Data segment:
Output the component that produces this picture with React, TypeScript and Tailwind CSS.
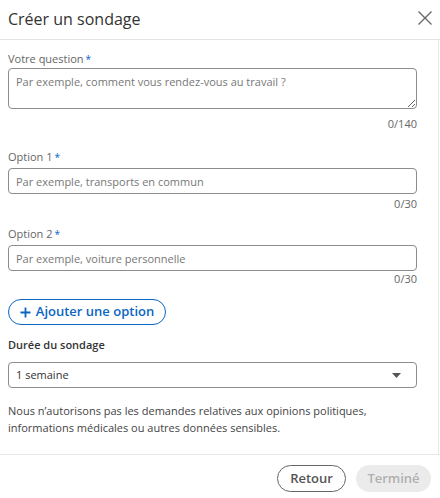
import React from "react";

const Label = ({ text, required = true }: { text: string; required?: boolean }) => (
  <div className="text-[11px] leading-[16px] text-[#666]">
    {text}
    {required && <span className="text-[#0a66c2] ml-[2px] align-top text-[10px]">*</span>}
  </div>
);

const Counter = ({ value, className }: { value: string; className: string }) => (
  <div className={`text-[11px] leading-[16px] text-[#666] text-right ${className}`}>{value}</div>
);

const App = () => {
  return (
    <div className="w-[440px] h-[498px] bg-white font-['Open_Sans',sans-serif] flex flex-col overflow-hidden">
      {/* Header */}
      <header className="h-[40px] shrink-0 flex items-center justify-between pl-2 pr-2 border-b border-[#e3e3e3]">
        <h2 className="text-[16px] text-[#333] leading-none -mt-[2px]">Créer un sondage</h2>
        <button className="w-[15px] h-[15px] -mt-[4px] flex items-center justify-center">
          <svg width="14" height="14" viewBox="0 0 14 14" fill="none" stroke="#666" strokeWidth="1.3">
            <path d="M0.5 0.5 L13.5 13.5 M13.5 0.5 L0.5 13.5" />
          </svg>
        </button>
      </header>

      {/* Body */}
      <main className="h-[414px] w-[439px] shrink-0 border-r border-[#e6e6e6] pl-2 pr-[21px] pt-[11px]">
        <Label text="Votre question" />
        <textarea
          className="mt-[1px] block w-full h-[41px] border border-[#8c8c8c] rounded-[4px] px-[7px] pt-[5px] text-[11px] text-[#333] placeholder:text-[#777] outline-none resize-y"
          placeholder="Par exemple, comment vous rendez-vous au travail ?"
        />
        <Counter value="0/140" className="mt-[7px]" />

        <div className="mt-[17px]">
          <Label text="Option 1" />
        </div>
        <input
          className="mt-[3px] block w-full h-[26px] border border-[#8c8c8c] rounded-[4px] px-[7px] text-[11px] text-[#333] placeholder:text-[#777] outline-none"
          placeholder="Par exemple, transports en commun"
        />
        <Counter value="0/30" className="mt-[2px]" />

        <div className="mt-[14px]">
          <Label text="Option 2" />
        </div>
        <input
          className="mt-[3px] block w-full h-[26px] border border-[#8c8c8c] rounded-[4px] px-[7px] text-[11px] text-[#333] placeholder:text-[#777] outline-none"
          placeholder="Par exemple, voiture personnelle"
        />
        <Counter value="0/30" className="mt-0" />

        <button className="mt-[12px] h-[26px] w-[158px] rounded-full border border-[#0a66c2] flex items-center justify-center gap-[5px] text-[#0a66c2] text-[13px] font-semibold">
          <svg width="11" height="11" viewBox="0 0 11 11" fill="none" stroke="#0a66c2" strokeWidth="1.8">
            <path d="M5.5 0.5 V10.5 M0.5 5.5 H10.5" />
          </svg>
          Ajouter une option
        </button>

        <div className="mt-[12px] text-[11px] leading-[16px] font-semibold text-[#333]">Durée du sondage</div>
        <div className="mt-[9px] h-[26px] w-full border border-[#8c8c8c] rounded-[4px] flex items-center justify-between pl-[7px] pr-[15px]">
          <span className="text-[11px] text-[#333]">1 semaine</span>
          <svg width="9" height="5" viewBox="0 0 9 5">
            <path d="M0 0 H9 L4.5 5 Z" fill="#555" />
          </svg>
        </div>

        <p className="mt-[14px] text-[11px] leading-[17px] text-[#444]">
          Nous n’autorisons pas les demandes relatives aux opinions politiques,
          <br />
          informations médicales ou autres données sensibles.
        </p>
      </main>

      {/* Footer */}
      <footer className="h-[44px] shrink-0 border-t border-[#e6e6e6] flex items-start justify-end gap-[10px] pt-[10px] pr-[9px]">
        <button className="h-[27px] w-[69px] rounded-full border border-[#666] text-[13px] font-semibold text-[#555]">
          Retour
        </button>
        <button className="h-[27px] w-[75px] rounded-full bg-[#ebebeb] text-[13px] font-semibold text-[#b0b0b0]">
          Terminé
        </button>
      </footer>
    </div>
  );
};

export default App;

What is being asked: Leave out any pictures, please, and quote only the lines from the top of the data through the line that contains "import React from".

Exercise result:
Output the component that produces this picture with React, TypeScript and Tailwind CSS.
import React from "react";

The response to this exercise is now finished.